Each year more than 120,000 women and children fleeing poverty and hopelessness in Eastern and Central Europe are sold into the sex trade, according to a recent report

https://p.dw.com/p/1i92
Trafficking victims: suffering in the shadowsImage: AP

The journey into exploitation starts in a country with no chances for a young mother.

The promise of a job in Western Europe, away from the economically depressed Ukraine, Romania or Moldova, is typically enough incentive. A middle man brings the woman, some as young as 12 years old, to Romania or Albania, and gets $250 for his trouble.

She is turned over to one of the many highly-organized Balkan trafficking groups who then re-sell her in Albania or Bosnia, or Yugoslavia before bringing her into Western European destinations from Italy to the United Kingdom.

"When this woman reaches Italy the cost is $10,000," Jean Philippe Chauzy, of the International Organization for Migration told DW-Online. "There is a lot of money to be made."

Billions made worldwide

The potential profit is why Chauzy’s organization believes the round 120,000 women and children trafficked into Western Europe last year are "just the tip of the iceberg." The human trafficking business is worth between roughly $7 and $12 billion worldwide, Chauzy said, and preys on women from South America, Central and Eastern Europe, Africa and Asia.

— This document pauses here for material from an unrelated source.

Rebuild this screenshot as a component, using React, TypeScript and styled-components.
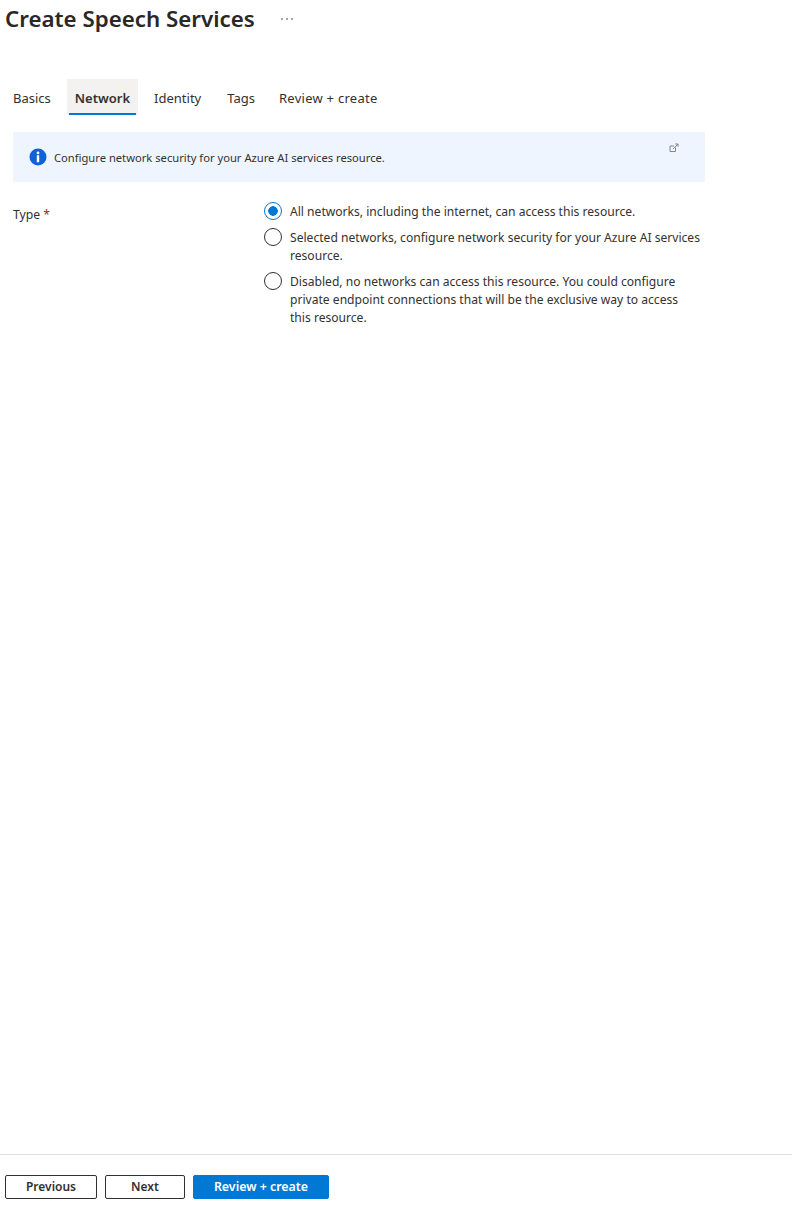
import React, { FC } from "react";
import styled, { createGlobalStyle } from "styled-components";

const GlobalStyle = createGlobalStyle`
  html, body {
    margin: 0;
    padding: 0;
    background: #fff;
  }
  body {
    font-family: "Noto Sans", "Open Sans", "Liberation Sans", sans-serif;
    color: #292827;
  }
`;

const tabs = [
  { label: "Basics", gap: 9, tracking: 0 },
  { label: "Network", gap: 9, tracking: 0 },
  { label: "Identity", gap: 12, tracking: 0 },
  { label: "Tags", gap: 10, tracking: 0 },
  { label: "Review + create", gap: 0, tracking: 0.27 },
];

const options = [
  {
    label: "All networks, including the internet, can access this resource.",
    checked: true,
  },
  {
    label:
      "Selected networks, configure network security for your Azure AI services resource.",
    checked: false,
  },
  {
    label:
      "Disabled, no networks can access this resource. You could configure private endpoint connections that will be the exclusive way to access this resource.",
    checked: false,
  },
];

const InfoIcon: FC = () => (
  <svg width="18" height="18" viewBox="0 0 18 18" aria-hidden="true">
    <circle cx="9" cy="9" r="8.5" fill="#0f62d6" />
    <circle cx="9" cy="4.9" r="1.4" fill="#fff" />
    <rect x="7.8" y="7.2" width="2.4" height="7" rx="0.4" fill="#fff" />
  </svg>
);

const ExternalIcon: FC = () => (
  <svg width="10" height="10" viewBox="0 0 10 10" fill="none" stroke="#7a7a7a" strokeWidth="0.9" aria-hidden="true">
    <path d="M6.5 4.5V8.5H1V3H5" />
    <path d="M4 6L9 1M6.2 1H9V3.8" />
  </svg>
);

const App: FC = () => {
  return (
    <Page>
      <GlobalStyle />
      <Main>
        <TitleRow>
          <Title>Create Speech Services</Title>
          <More>
            <Dot />
            <Dot />
            <Dot />
          </More>
        </TitleRow>
        <TabBar>
          {tabs.map((tab) => (
            <Tab
              key={tab.label}
              $active={tab.label === "Network"}
              $gap={tab.gap}
              $tracking={tab.tracking}
            >
              {tab.label}
            </Tab>
          ))}
        </TabBar>
        <Content>
          <InfoBanner>
            <InfoIcon />
            <InfoText>
              Configure network security for your Azure AI services resource.
            </InfoText>
            <ExternalLink>
              <ExternalIcon />
            </ExternalLink>
          </InfoBanner>
          <FormRow>
            <FieldLabel>
              Type <Required>*</Required>
            </FieldLabel>
            <RadioGroup>
              {options.map((option) => (
                <RadioRow key={option.label}>
                  <RadioCircle $checked={option.checked} />
                  <RadioText>{option.label}</RadioText>
                </RadioRow>
              ))}
            </RadioGroup>
          </FormRow>
        </Content>
      </Main>
      <Footer>
        <OutlineButton $width={92}>Previous</OutlineButton>
        <OutlineButton $width={80}>Next</OutlineButton>
        <PrimaryButton>Review + create</PrimaryButton>
      </Footer>
    </Page>
  );
};

export default App;

const Page = styled.div`
  display: flex;
  flex-direction: column;
  height: 1212px;
  overflow: hidden;
`;

const Main = styled.main`
  flex: 1;
`;

const TitleRow = styled.div`
  display: flex;
  align-items: center;
  height: 38px;
  padding-left: 5px;
`;

const Title = styled.h1`
  margin: 0;
  font-size: 22.3px;
  font-weight: 600;
  line-height: 38px;
  color: #292827;
`;

const More = styled.span`
  display: flex;
  gap: 3px;
  margin-left: 26px;
`;

const Dot = styled.span`
  width: 2px;
  height: 2px;
  border-radius: 50%;
  background: #8a8886;
`;

const TabBar = styled.div`
  display: flex;
  margin-top: 41px;
  padding-left: 6px;
  height: 36px;
`;

const Tab = styled.div<{ $active: boolean; $gap: number; $tracking: number }>`
  display: flex;
  align-items: center;
  position: relative;
  box-sizing: border-box;
  padding: 2px ${(props) => (props.$active ? "8px" : "7px")} 0;
  margin-right: ${(props) => props.$gap}px;
  font-size: 13px;
  font-weight: ${(props) => (props.$active ? 600 : 400)};
  letter-spacing: ${(props) => props.$tracking}px;
  color: #323130;
  background: ${(props) => (props.$active ? "#f3f2f1" : "transparent")};

  &::after {
    content: "";
    display: ${(props) => (props.$active ? "block" : "none")};
    position: absolute;
    left: 2px;
    right: 2px;
    bottom: 0;
    height: 2px;
    background: #0078d4;
  }
`;

const Content = styled.div`
  width: 692px;
  margin: 17px 0 0 13px;
`;

const InfoBanner = styled.div`
  display: flex;
  align-items: center;
  position: relative;
  height: 50px;
  padding-left: 16px;
  border-radius: 2px;
  background: #eef5fe;
`;

const InfoText = styled.span`
  margin-left: 7px;
  font-size: 11.2px;
  color: #323130;
`;

const ExternalLink = styled.span`
  position: absolute;
  top: 11px;
  right: 26px;
  line-height: 0;
`;

const FormRow = styled.div`
  display: flex;
  margin-top: 20px;
`;

const FieldLabel = styled.div`
  width: 251px;
  padding-top: 4px;
  font-size: 12.2px;
  line-height: 18px;
  color: #323130;
`;

const Required = styled.span`
  color: #a4262c;
`;

const RadioGroup = styled.div`
  display: flex;
  flex: 1;
  flex-direction: column;
  gap: 7px;
`;

const RadioRow = styled.div`
  display: flex;
  align-items: flex-start;
  gap: 8px;
`;

const RadioCircle = styled.span<{ $checked: boolean }>`
  flex: none;
  box-sizing: border-box;
  width: 18px;
  height: 18px;
  border-radius: 50%;
  border: 1px solid ${(props) => (props.$checked ? "#0078d4" : "#323130")};
  background: ${(props) =>
    props.$checked
      ? "radial-gradient(circle, #0078d4 0 4.5px, #fff 5px)"
      : "#fff"};
`;

const RadioText = styled.span`
  max-width: 411px;
  padding-top: 1px;
  font-size: 12.1px;
  line-height: 18px;
  color: #323130;
`;

const Footer = styled.footer`
  display: flex;
  gap: 8px;
  box-sizing: border-box;
  height: 58px;
  padding: 20px 0 0 5px;
  border-top: 1px solid #e1dfdd;
`;

const OutlineButton = styled.button<{ $width: number }>`
  box-sizing: border-box;
  width: ${(props) => props.$width}px;
  height: 24px;
  padding: 0 0 2px;
  border: 1px solid #323130;
  border-radius: 2px;
  background: #fff;
  color: #323130;
  font: 600 12px "Noto Sans", "Open Sans", sans-serif;
`;

const PrimaryButton = styled.button`
  box-sizing: border-box;
  width: 136px;
  height: 24px;
  padding: 0 0 2px;
  border: 1px solid #0078d4;
  border-radius: 2px;
  background: #0078d4;
  color: #fff;
  font: 600 12.4px "Noto Sans", "Open Sans", sans-serif;
`;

The numbers of women affected worldwide are almost impossible to measure. The Geneva-based organization had a hard enough time collecting data in the Balkan and former Soviet Union countries in 2001, where the majority of the women trafficking in Western Europe originated.

Most Balkan states still give a low priority to measuring the sex trade. The problem is compounded by corruption in police forces and government ministries responsible for collecting such data.

In order to compile their year-end report, the organization collected data from more than 200 sources in 28 different countries. More helpful, however, was for the organization to count the number of women who come to their programs looking for help.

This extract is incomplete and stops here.